## [Problem to work on]
Repeat exactly the lines running from the first line of the data to the line containing "const rows = [...paths, ...Array(11).fill('')]", both ends included, and nothing else; drop the pictures.

## [Material provided]
* BEGIN *

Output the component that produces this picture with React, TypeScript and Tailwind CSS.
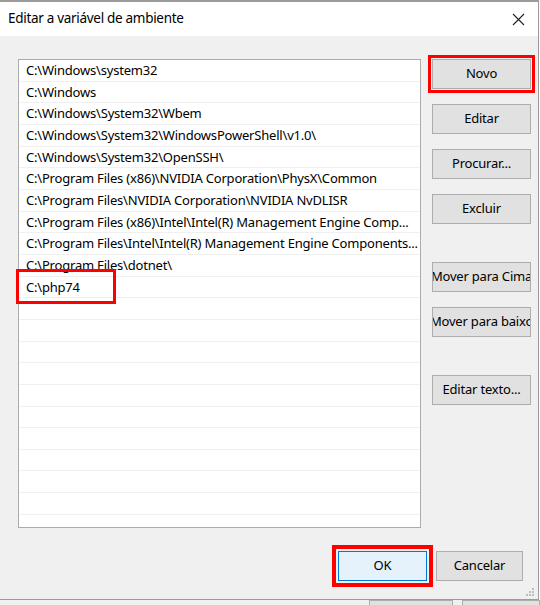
const paths = [
  'C:\\Windows\\system32',
  'C:\\Windows',
  'C:\\Windows\\System32\\Wbem',
  'C:\\Windows\\System32\\WindowsPowerShell\\v1.0\\',
  'C:\\Windows\\System32\\OpenSSH\\',
  'C:\\Program Files (x86)\\NVIDIA Corporation\\PhysX\\Common',
  'C:\\Program Files\\NVIDIA Corporation\\NVIDIA NvDLISR',
  'C:\\Program Files (x86)\\Intel\\Intel(R) Management Engine Comp...',
  'C:\\Program Files\\Intel\\Intel(R) Management Engine Components...',
  'C:\\Program Files\\dotnet\\',
  'C:\\php74',
]

function SideButton({ label, className = '' }: { label: string; className?: string }) {
  return (
    <button
      className={`w-[99px] h-[30px] bg-[#e1e1e1] border border-[#adadad] text-[13px] tracking-[-0.2px] text-black flex items-center justify-center overflow-hidden whitespace-nowrap ${className}`}
    >
      {label}
    </button>
  )
}

export default function App() {
  const rows = [...paths, ...Array(11).fill('')]

  return (
    <div className="relative w-[540px] h-[605px] bg-white overflow-hidden font-['Noto_Sans',sans-serif] text-black">
      {/* janela */}
      <div className="flex flex-col w-[539px] h-[600px] border-t-2 border-r border-b border-[#9b9b9b] bg-[#f0f0f0]">
        <div className="h-[34px] bg-white flex items-center justify-between pl-2 pr-[13px]">
          <span className="text-[13.5px] tracking-[-0.3px] leading-none pb-[1px]">Editar a variável de ambiente</span>
          <svg width="13" height="13" viewBox="0 0 13 13" className="mt-[1px]">
            <path d="M1 1 L12 12 M12 1 L1 12" stroke="#222" strokeWidth="1.1" />
          </svg>
        </div>

        <div className="relative flex-1 flex flex-col">
          <div className="flex pt-[23px] pl-[18px]">
            <div className="w-[403px] h-[469px] bg-white border border-[#acacac] overflow-hidden">
              {rows.map((p, i) => (
                <div
                  key={i}
                  className="h-[21.67px] border-b border-[#f0f0f0] flex items-center pl-[7px] pt-[1px] text-[13px] tracking-[-0.2px] whitespace-nowrap overflow-hidden"
                >
                  {p}
                </div>
              ))}
            </div>

            <div className="ml-[11px] flex flex-col">
              <SideButton label="Novo" className="outline-3 outline-[#ff0000] outline-offset-1" />
              <SideButton label="Editar" className="mt-[15px]" />
              <SideButton label="Procurar..." className="mt-[15px]" />
              <SideButton label="Excluir" className="mt-[15px]" />
              <SideButton label="Mover para Cima" className="mt-[38px]" />
              <SideButton label="Mover para baixo" className="mt-[15px]" />
              <SideButton label="Editar texto..." className="mt-[38px]" />
            </div>
          </div>

          <div className="flex justify-end gap-[9px] pr-[15px] mt-[23px]">
            <button className="w-[89px] h-[30px] bg-[#e5f1fb] border border-[#0078d7] text-[13px] outline-4 outline-[#ff0000] outline-offset-2">
              OK
            </button>
            <button className="w-[87px] h-[30px] bg-[#e1e1e1] border border-[#adadad] text-[13px] tracking-[-0.2px]">
              Cancelar
            </button>
          </div>

          <svg width="10" height="10" viewBox="0 0 10 10" className="absolute right-[3px] bottom-[2px]">
            <rect x="7" y="1" width="2" height="2" fill="#bcbcbc" />
            <rect x="4" y="4" width="2" height="2" fill="#bcbcbc" />
            <rect x="7" y="4" width="2" height="2" fill="#bcbcbc" />
            <rect x="1" y="7" width="2" height="2" fill="#bcbcbc" />
            <rect x="4" y="7" width="2" height="2" fill="#bcbcbc" />
            <rect x="7" y="7" width="2" height="2" fill="#bcbcbc" />
          </svg>
        </div>
      </div>

      {/* janela de trás */}
      <div className="h-[5px] bg-[#f0f0f0] flex">
        <div className="ml-[369px] w-[87px] h-[5px] border border-b-0 border-[#adadad] bg-[#e1e1e1]" />
        <div className="ml-[9px] w-[80px] h-[5px] border border-b-0 border-[#adadad] bg-[#e1e1e1]" />
      </div>

      {/* marcação vermelha */}
      <div className="absolute left-[16px] top-[269px] w-[100px] h-[35px] border-[3px] border-[#ff0000]" />
    </div>
  )
}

* END *

## [Response]
Output the component that produces this picture with React, TypeScript and Tailwind CSS.
const paths = [
  'C:\\Windows\\system32',
  'C:\\Windows',
  'C:\\Windows\\System32\\Wbem',
  'C:\\Windows\\System32\\WindowsPowerShell\\v1.0\\',
  'C:\\Windows\\System32\\OpenSSH\\',
  'C:\\Program Files (x86)\\NVIDIA Corporation\\PhysX\\Common',
  'C:\\Program Files\\NVIDIA Corporation\\NVIDIA NvDLISR',
  'C:\\Program Files (x86)\\Intel\\Intel(R) Management Engine Comp...',
  'C:\\Program Files\\Intel\\Intel(R) Management Engine Components...',
  'C:\\Program Files\\dotnet\\',
  'C:\\php74',
]

function SideButton({ label, className = '' }: { label: string; className?: string }) {
  return (
    <button
      className={`w-[99px] h-[30px] bg-[#e1e1e1] border border-[#adadad] text-[13px] tracking-[-0.2px] text-black flex items-center justify-center overflow-hidden whitespace-nowrap ${className}`}
    >
      {label}
    </button>
  )
}

export default function App() {
  const rows = [...paths, ...Array(11).fill('')]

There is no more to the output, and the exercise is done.